With studied discomfort, he addressed the audience -- in a high-pitched squeak that shared little with his full-bodied singing voice -- only to give the next song title, before kicking into a series of three-minute wonders from his hook-filled catalogue: "In the Garage," "Crab," "Knock-down Drag-out" and "Undone -- The Sweater Song." The one time he indulged himself with an unreleased song in the middle of the set, he demonstrated rare politeness by thanking the audience for its patience.
With little sense of exuberance or flair, the band muscled through its standards in workmanlike fashion. For a band so often associated with the more fun side of rock, Weezer flashed little evidence of a sense of humor in its performance. In fact, the few comedic moments in its hour-plus set were purely inadvertent, like the sight of band enthusiasts crowd-surfing near the stage to a song as sweet as "Island in the Sun."
In general, the crowd was the most fascinating part of the Weezer show, filling in the energy gaps with adoration, singing along with almost every song (even the lone Pinkerton selection, the misery anthem "Tired of Sex"). En masse, they held their hands aloft to make a "W" sign, and went apeshit at the mere sight of the curtain behind the band coming down, or the Van Halen-inspired band logo lighting up.
But if Weezer had a stage-presence deficiency, Tenacious D seemed armed with more than enough for both groups. Back for their second Valley visit in five weeks (they blew out the Web Theatre on October 21), the D earned audacity points right off the bat by opening the show with an acoustic version of the theme song from Queen's Flash Gordon soundtrack. But it didn't take long to figure out that this potty-mouthed, postmodern Simon and Garfunkel were the most awkward fit on this night.
So much of the duo's shtick is built around their presumption that they are the center of the musical universe. In front of their own fans, it works to perfection, because the crowd plays along, getting into character as breathless worshipers of these self-proclaimed studly rock gods.
At America West, the D had its contingent, but the balance was just a bit off, as the hopeful Backstage Bettys were outnumbered by the uninitiated, some of whom actually shouted stuff like "You guys fucking suck," with no hint of irony. After Black buttered up the crowd by describing how "rad" it was that the Diamondbacks won the World Series, his sidekick Kyle Gass (a.k.a. KG, and Rage Cage) stepped into dangerous sports turf by warning local basketball fans: "Watch out for Penny [Hardaway]'s attitude problem." After Black advised him, "Don't talk about the Suns, that's one thing I've learned tonight," he ignored his own advice and joined Gass in describing how their beloved "Lakey-Lakes" would dispose of the Suns in the playoffs. It was a funny bit, but it drew a chorus of boos.

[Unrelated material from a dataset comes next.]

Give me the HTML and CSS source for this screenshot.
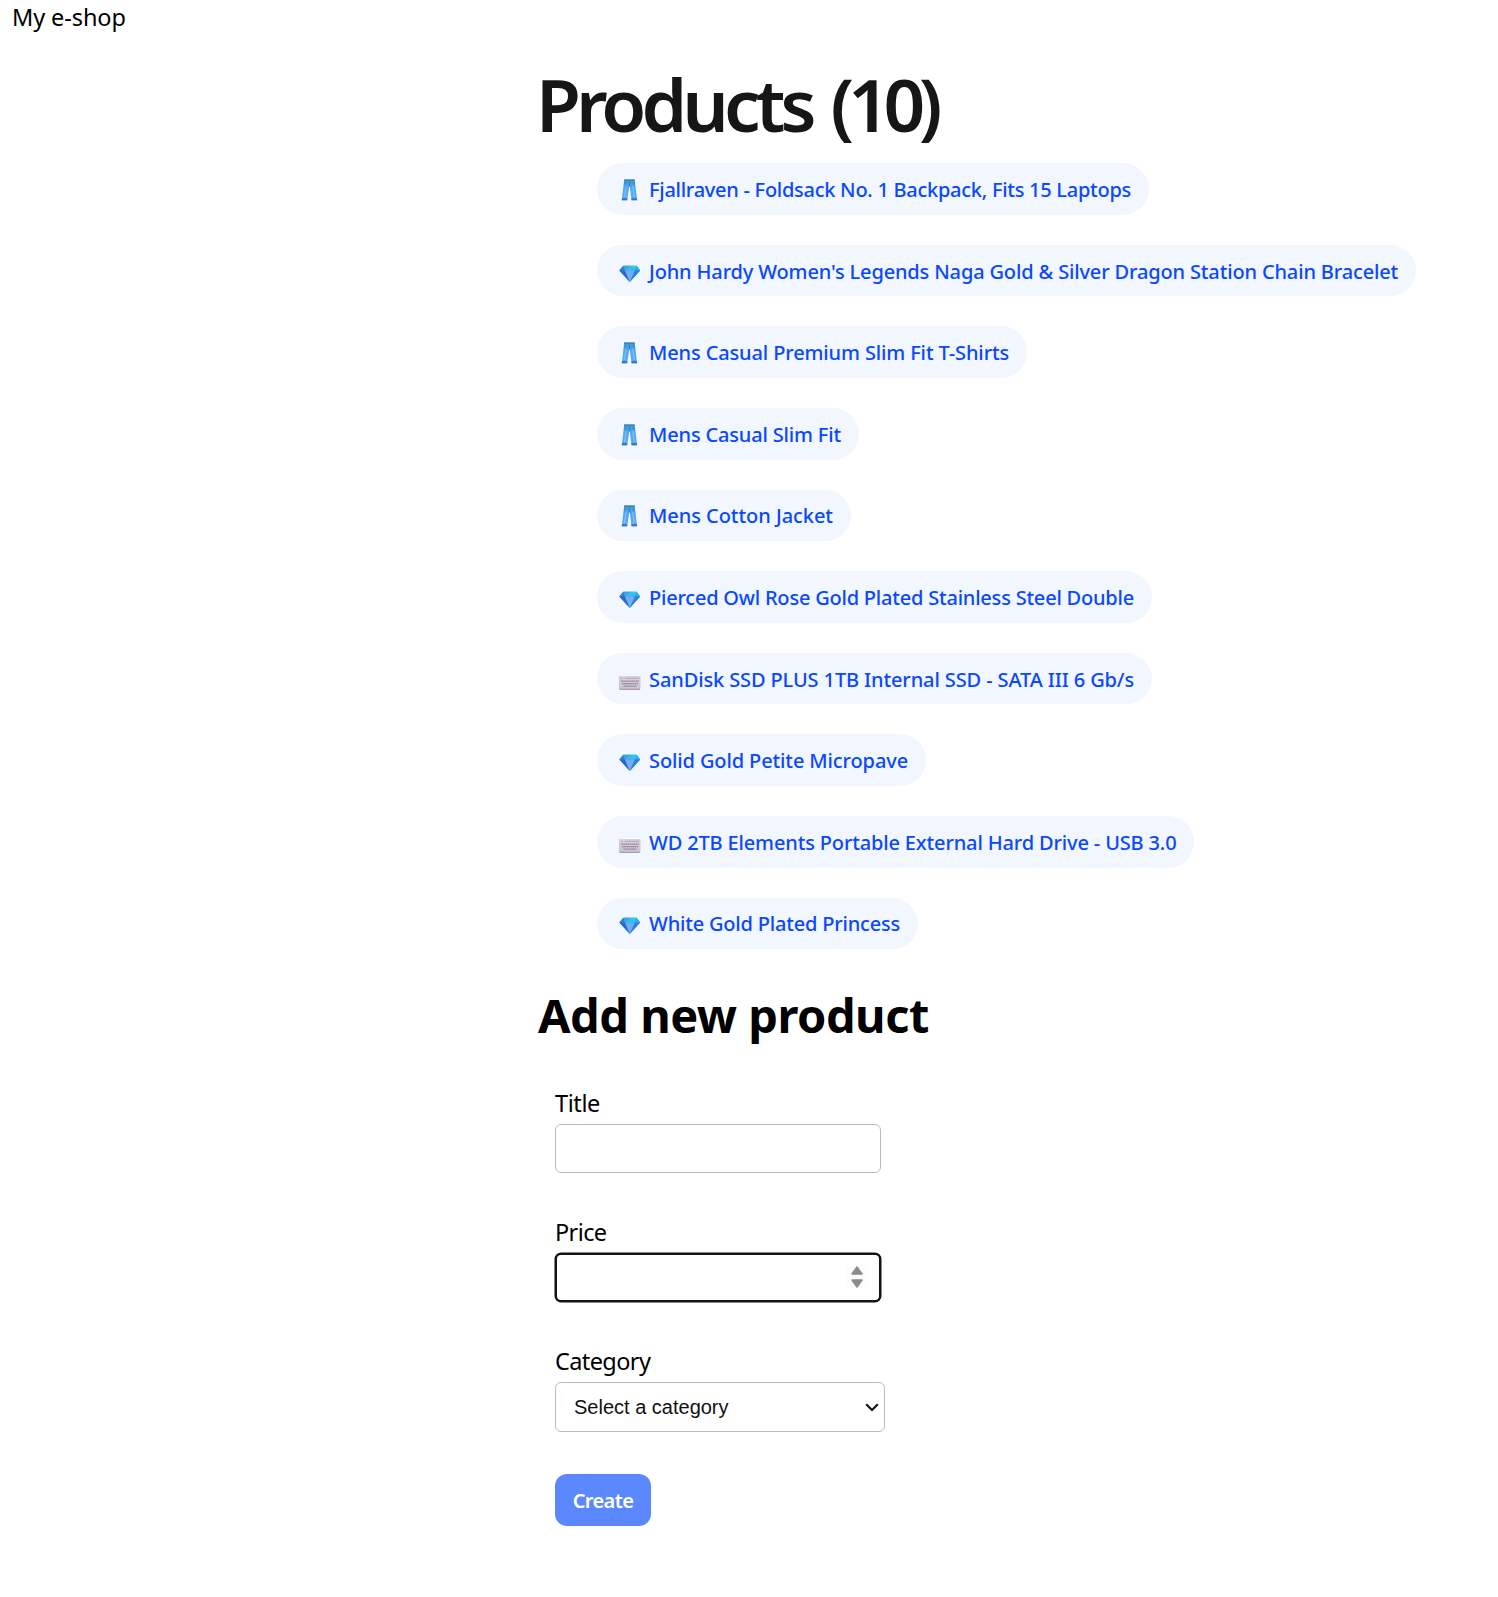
FILE: index.html
```html
<!DOCTYPE html>
<html lang="en">
<head>
<meta charset="utf-8">
<title>My e-shop</title>
<link rel="stylesheet" href="styles.css">
</head>
<body>
<svg class="defs" width="0" height="0" aria-hidden="true">
  <defs>
    <linearGradient id="denim" x1="0" y1="0" x2="0" y2="1"><stop offset="0" stop-color="#3e96cf"/><stop offset=".4" stop-color="#4ea6f2"/><stop offset="1" stop-color="#5caaf5"/></linearGradient>
    <linearGradient id="keys" x1="0" y1="0" x2="0" y2="1"><stop offset="0" stop-color="#d9d3de"/><stop offset="1" stop-color="#cbc2d4"/></linearGradient>
    <symbol id="jeans" viewBox="0 0 22 22">
      <path d="M5.2 .5h10.400l2.500 20.700h-5.600L10.800 7.500h-.6L8.200 21.200H2.800z" fill="url(#denim)"/>
      <path d="M5.200 .5h10.400l.2 1.600H5z" fill="#3b86ad"/>
      <path d="M3 19.200h5.400l-.3 2.100H2.700zM12.300 19.200h5.600l.3 2.100h-5.600z" fill="#3473bd"/>
      <path d="M5 5l2.200-1.500M16 5l-2.200-1.500M10.500 2.400v5" stroke="#2e78bd" stroke-width=".8" fill="none"/>
      <path d="M13.800 7l1.400 11M7 7L5.700 18" stroke="#7dbcfa" stroke-width="1.400"/>
    </symbol>
    <symbol id="diamond" viewBox="0 0 22 22">
      <path d="M4.300 4.800h13.200L21.200 9.500 10.800 20.900.3 9.500z" fill="#3b8fe0"/>
      <path d="M4.300 4.800L.3 9.500H6z" fill="#2d83c9"/>
      <path d="M4.300 4.800H11L6 9.500z" fill="#3fa4dc"/>
      <path d="M11 4.800L6 9.500h10z" fill="#35bdec"/>
      <path d="M11 4.800h6.500L16 9.500z" fill="#27cdfa"/>
      <path d="M17.500 4.800L21.200 9.500H16z" fill="#28aee8"/>
      <path d="M.3 9.500H6l4.800 11.400z" fill="#2b67c5"/>
      <path d="M6 9.500h10l-5.200 11.400z" fill="#71adf0"/>
      <path d="M16 9.500h5.200L10.800 20.900z" fill="#2f80de"/>
    </symbol>
    <symbol id="keyboard" viewBox="0 0 22 22">
      <rect x=".2" y="7" width="21" height="14" rx="1.200" fill="#a99bb4"/>
      <rect x=".2" y="7" width="21" height="12.700" rx="1.200" fill="url(#keys)"/>
      <path d="M2 9.300h2M6 9.300h14" stroke="#a49bab" stroke-width="1.100" stroke-dasharray="1.600 .5"/>
      <path d="M2 12.200h18M3 14.700h16M4.500 17.200h13" stroke="#8f8796" stroke-width="1.200" stroke-dasharray="1.700 .4"/>
    </symbol>
  </defs>
</svg>
<header class="site-header">My e-shop</header>
<main class="content">
  <h1 class="page-title">Products <span class="count">(10)</span></h1>
  <ul class="products">
    <li><a class="pill"><svg class="icon"><use href="#jeans"/></svg><span>Fjallraven - Foldsack No. 1 Backpack, Fits 15 Laptops</span></a></li>
    <li><a class="pill"><svg class="icon"><use href="#diamond"/></svg><span>John Hardy Women's Legends Naga Gold &amp; Silver Dragon Station Chain Bracelet</span></a></li>
    <li><a class="pill"><svg class="icon"><use href="#jeans"/></svg><span>Mens Casual Premium Slim Fit T-Shirts</span></a></li>
    <li><a class="pill"><svg class="icon"><use href="#jeans"/></svg><span>Mens Casual Slim Fit</span></a></li>
    <li><a class="pill"><svg class="icon"><use href="#jeans"/></svg><span>Mens Cotton Jacket</span></a></li>
    <li><a class="pill"><svg class="icon"><use href="#diamond"/></svg><span>Pierced Owl Rose Gold Plated Stainless Steel Double</span></a></li>
    <li><a class="pill"><svg class="icon"><use href="#keyboard"/></svg><span>SanDisk SSD PLUS 1TB Internal SSD - SATA III 6 Gb/s</span></a></li>
    <li><a class="pill"><svg class="icon"><use href="#diamond"/></svg><span>Solid Gold Petite Micropave</span></a></li>
    <li><a class="pill"><svg class="icon"><use href="#keyboard"/></svg><span>WD 2TB Elements Portable External Hard Drive - USB 3.0</span></a></li>
    <li><a class="pill"><svg class="icon"><use href="#diamond"/></svg><span>White Gold Plated Princess</span></a></li>
  </ul>
  <h2 class="section-title">Add new product</h2>
  <form class="form">
    <div class="field">
      <label class="label label-title" for="title">Title</label>
      <input class="control" id="title" type="text">
    </div>
    <div class="field">
      <label class="label label-price" for="price">Price</label>
      <div class="control control-focus">
        <input class="bare" id="price" type="text" inputmode="decimal">
        <svg class="spinner" viewBox="0 0 22 22"><rect width="22" height="22" fill="#fcfcfc"/><path d="M11 1L16 8H6zM11 21L6 14h10z" fill="#8b8b8b" stroke="#8b8b8b" stroke-width="1.500" stroke-linejoin="round"/></svg>
      </div>
    </div>
    <div class="field">
      <label class="label label-category" for="category">Category</label>
      <div class="select-wrap">
        <select class="control control-select" id="category"><option>Select a category</option></select>
        <svg class="chevron" viewBox="0 0 14 9"><path d="M1.200 1.300L7 7.100l5.800-5.800" fill="none" stroke="#111" stroke-width="2.100"/></svg>
      </div>
    </div>
    <button class="create" type="button">Create</button>
  </form>
</main>
</body>
</html>
```
FILE: styles.css
```css
* { box-sizing: border-box; }
body {
  margin: 0;
  background: #fff;
  color: #000;
  font-family: "Noto Sans", "Open Sans", sans-serif;
  font-size: 23.5px;
  line-height: 32px;
}
.defs { display: block; }
.site-header { height: 59px; padding: 1px 0 0 12px; letter-spacing: -0.1px; }
.content { margin-left: 538px; }
.page-title {
  margin: 0 0 14.2px -2px;
  font-size: 73px;
  font-weight: 600;
  line-height: 90px;
  letter-spacing: -4.9px;
  word-spacing: 5px;
  color: #161618;
}
.count { letter-spacing: -6.3px; }
.products {
  display: flex;
  flex-direction: column;
  align-items: flex-start;
  gap: 30px;
  margin: 0;
  padding: 0 0 0 59px;
  list-style: none;
}
.pill {
  display: flex;
  align-items: center;
  gap: 8px;
  height: 51.6px;
  padding: 2px 18px 0 22px;
  border-radius: 26px;
  background: #f2f6ff;
  color: #0a48ff;
  font-size: 20px;
  font-weight: 500;
  white-space: nowrap;
  letter-spacing: -0.15px;
}
.products li:nth-child(1) .pill { letter-spacing: -0.268px; }
.products li:nth-child(3) .pill { letter-spacing: -0.13px; }
.products li:nth-child(4) .pill { letter-spacing: -0.165px; }
.products li:nth-child(5) .pill { letter-spacing: -0.05px; }
.products li:nth-child(6) .pill { letter-spacing: -0.21px; }
.products li:nth-child(7) .pill,
.products li:nth-child(8) .pill { letter-spacing: -0.118px; }
.products li:nth-child(10) .pill { letter-spacing: -0.19px; }
.icon { width: 22px; height: 22px; }
.section-title {
  margin: 34.300px 0 39.500px;
  font-size: 47px;
  font-weight: 700;
  line-height: 64px;
  letter-spacing: -0.5px;
}
.form {
  display: flex;
  flex-direction: column;
  align-items: flex-start;
  padding-left: 17px;
}
.field { display: flex; flex-direction: column; gap: 5px; height: 86px; margin-bottom: 43px; }
.label-title { letter-spacing: -0.4px; }
.label-price { letter-spacing: -0.6px; }
.label-category { letter-spacing: -0.6px; }
.control {
  width: 326px;
  height: 49px;
  padding: 0 18px;
  border: 1px solid #bbb;
  border-radius: 6px;
  background: #fff;
  color: #111;
  font: 20px "Liberation Sans", Arial, sans-serif;
  outline: none;
}
.control-focus {
  display: flex;
  align-items: center;
  justify-content: space-between;
  padding: 0 11px 0 16px;
  border: 2px solid #101415;
  box-shadow: 0 0 0 0.5px #101415;
}
.bare { width: 200px; border: 0; outline: 0; background: none; }
.spinner { width: 22px; height: 22px; }
.select-wrap { display: grid; align-items: center; width: 330px; }
.control-select { grid-area: 1 / 1; width: 330px; height: 50px; appearance: none; }
.chevron { grid-area: 1 / 1; justify-self: end; width: 14px; height: 9px; margin: 1px 6px 0 0; pointer-events: none; }
.create {
  width: 96px;
  height: 52px;
  padding: 1px 0 0;
  border: 0;
  border-radius: 12px;
  background: #5c88ff;
  color: #fff;
  font: 600 20px "Noto Sans", sans-serif;
  letter-spacing: -0.6px;
}
```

Drawing on D classics like "Tribute" and the compassionate "Fuck Her Gently," Black and Gass won over much of the Weezer-dominated audience. But when they announced that they were down to their last song, the loud cheers suggested that their truncated 40-minute set was still too long for the unconverted.
One unequivocal cheer that Tenacious D got came when Gass acknowledged the show openers, and returning local heroes: "How about those Jimmy Eat World guys? The more I tutor them, the better they get. They're coming along."
Gass' compliment returned the favor of Jimmy Eat World front man Jim Adkins' similarly irreverent Tenacious D recommendation: "The world's greatest band, Tenacious D, is up next. How's that, Kyle? Is that good?"
It was a rare bit of levity in a dead-serious, all-too-short (barely more than 30 minutes) set that offered further proof that this Mesa band is a live powerhouse. Jimmy Eat World long ago transcended the limitations of their emo-punk roots, and, like Weezer, they've established themselves as, basically, a loud pop band -- a collective with an unerring feel for the rules of verse-chorus-verse.
But Jimmy Eat World clings to the purposely naive passion that informed their earliest efforts, an aesthetic they drew from their shared underground heroes. With Adkins bounding around the stage like he's going to implode unless he gets that next line out, Jimmy Eat World provided the night with what it wouldn't have had otherwise: a sense of urgency. Drawing heavily on their third, and latest, major-label album, Bleed American (retitled Jimmy Eat World in the aftermath of the September 11 attacks), the group -- bolstered by the sweet harmonies and subtle keyboards of Rachel Haden -- managed the considerable trick of making radio-ready favorites like "The Middle" (which debuted on MTV's TRL four weeks ago), "Sweetness" and "Blister" sound fresh and spontaneous without changing a note from their solid studio recordings.
Part of the peculiarly local thrill of Jimmy Eat World's performance was surely the rare sight of a Valley band playing an arena show in front of the home folks. But beyond that, they stood out because they were the lone source of the "serious shit" that Tenacious D promised would go down Saturday night.